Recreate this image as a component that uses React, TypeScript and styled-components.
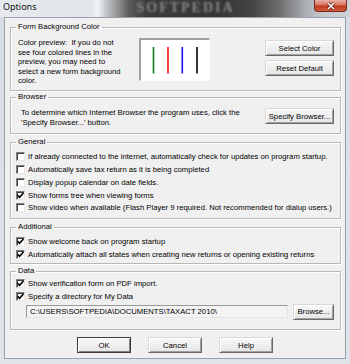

---*---

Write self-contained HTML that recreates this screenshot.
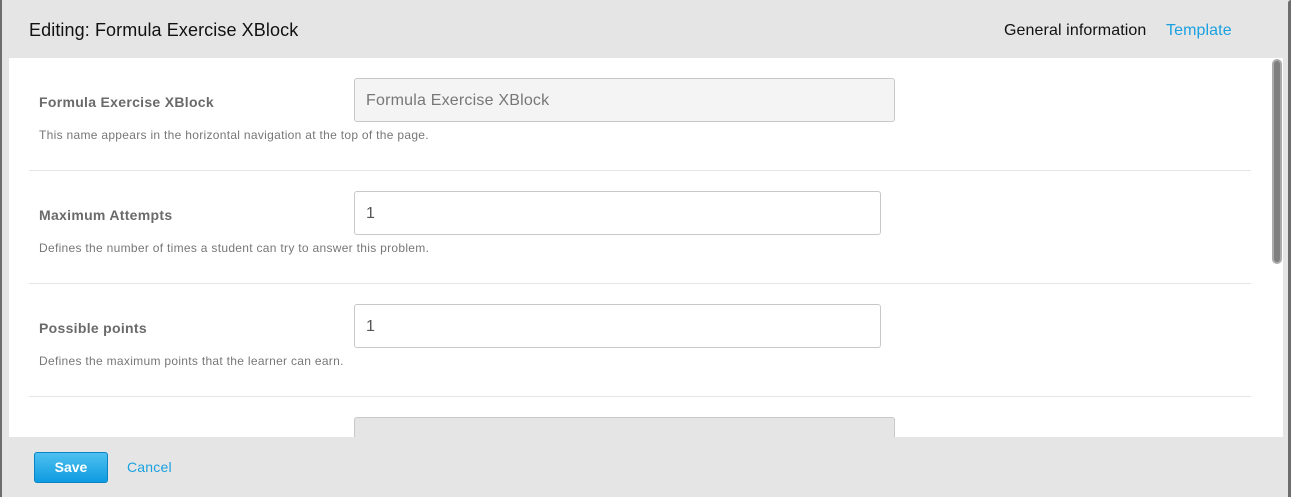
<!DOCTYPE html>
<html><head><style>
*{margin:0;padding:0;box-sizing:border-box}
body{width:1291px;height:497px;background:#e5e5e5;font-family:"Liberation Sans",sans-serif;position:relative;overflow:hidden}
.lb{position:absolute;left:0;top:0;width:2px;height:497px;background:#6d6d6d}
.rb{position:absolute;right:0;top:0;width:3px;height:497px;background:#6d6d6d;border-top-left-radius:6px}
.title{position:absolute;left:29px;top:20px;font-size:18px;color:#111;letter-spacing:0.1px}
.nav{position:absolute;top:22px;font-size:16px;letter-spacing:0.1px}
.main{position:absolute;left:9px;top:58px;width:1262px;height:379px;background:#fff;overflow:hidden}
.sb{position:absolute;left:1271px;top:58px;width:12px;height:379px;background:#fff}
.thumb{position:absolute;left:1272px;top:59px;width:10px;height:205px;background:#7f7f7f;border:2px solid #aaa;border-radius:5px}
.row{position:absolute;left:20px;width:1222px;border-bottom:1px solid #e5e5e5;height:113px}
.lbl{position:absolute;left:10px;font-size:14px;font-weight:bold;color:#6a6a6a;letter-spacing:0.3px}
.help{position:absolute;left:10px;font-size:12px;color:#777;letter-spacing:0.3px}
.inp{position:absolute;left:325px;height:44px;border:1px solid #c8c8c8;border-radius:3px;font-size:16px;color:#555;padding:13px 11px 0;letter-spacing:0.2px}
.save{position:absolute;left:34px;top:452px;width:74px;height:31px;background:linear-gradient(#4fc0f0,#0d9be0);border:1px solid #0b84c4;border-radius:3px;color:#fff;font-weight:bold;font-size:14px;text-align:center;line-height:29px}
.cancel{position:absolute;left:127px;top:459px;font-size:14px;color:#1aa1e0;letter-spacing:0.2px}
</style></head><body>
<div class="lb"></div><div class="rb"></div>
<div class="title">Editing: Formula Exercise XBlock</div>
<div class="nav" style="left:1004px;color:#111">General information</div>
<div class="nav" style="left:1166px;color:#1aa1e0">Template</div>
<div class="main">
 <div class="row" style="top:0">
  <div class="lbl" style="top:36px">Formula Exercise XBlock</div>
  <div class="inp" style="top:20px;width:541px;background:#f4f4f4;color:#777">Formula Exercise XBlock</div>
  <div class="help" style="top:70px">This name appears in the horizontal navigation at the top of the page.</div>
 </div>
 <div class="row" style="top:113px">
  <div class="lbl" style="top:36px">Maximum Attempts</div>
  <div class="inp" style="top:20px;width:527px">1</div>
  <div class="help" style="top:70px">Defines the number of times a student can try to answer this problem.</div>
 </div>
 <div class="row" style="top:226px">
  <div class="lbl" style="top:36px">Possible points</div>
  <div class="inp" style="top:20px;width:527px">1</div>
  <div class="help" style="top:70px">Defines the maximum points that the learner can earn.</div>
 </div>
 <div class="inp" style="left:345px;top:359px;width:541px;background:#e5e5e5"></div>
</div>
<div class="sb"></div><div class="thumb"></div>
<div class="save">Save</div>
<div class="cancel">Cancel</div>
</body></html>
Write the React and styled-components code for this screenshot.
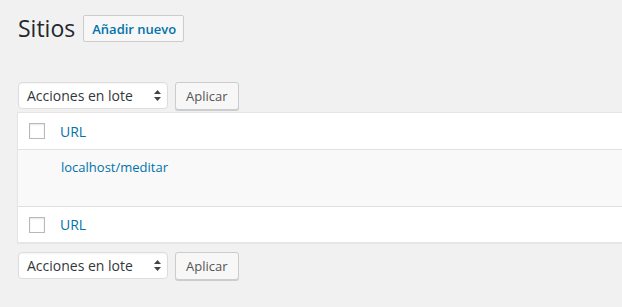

---*---

WHAT THE TASK ASKS – Determine how many lines include the word "styled" and report that number by itself.

COMPLETED TASK – 2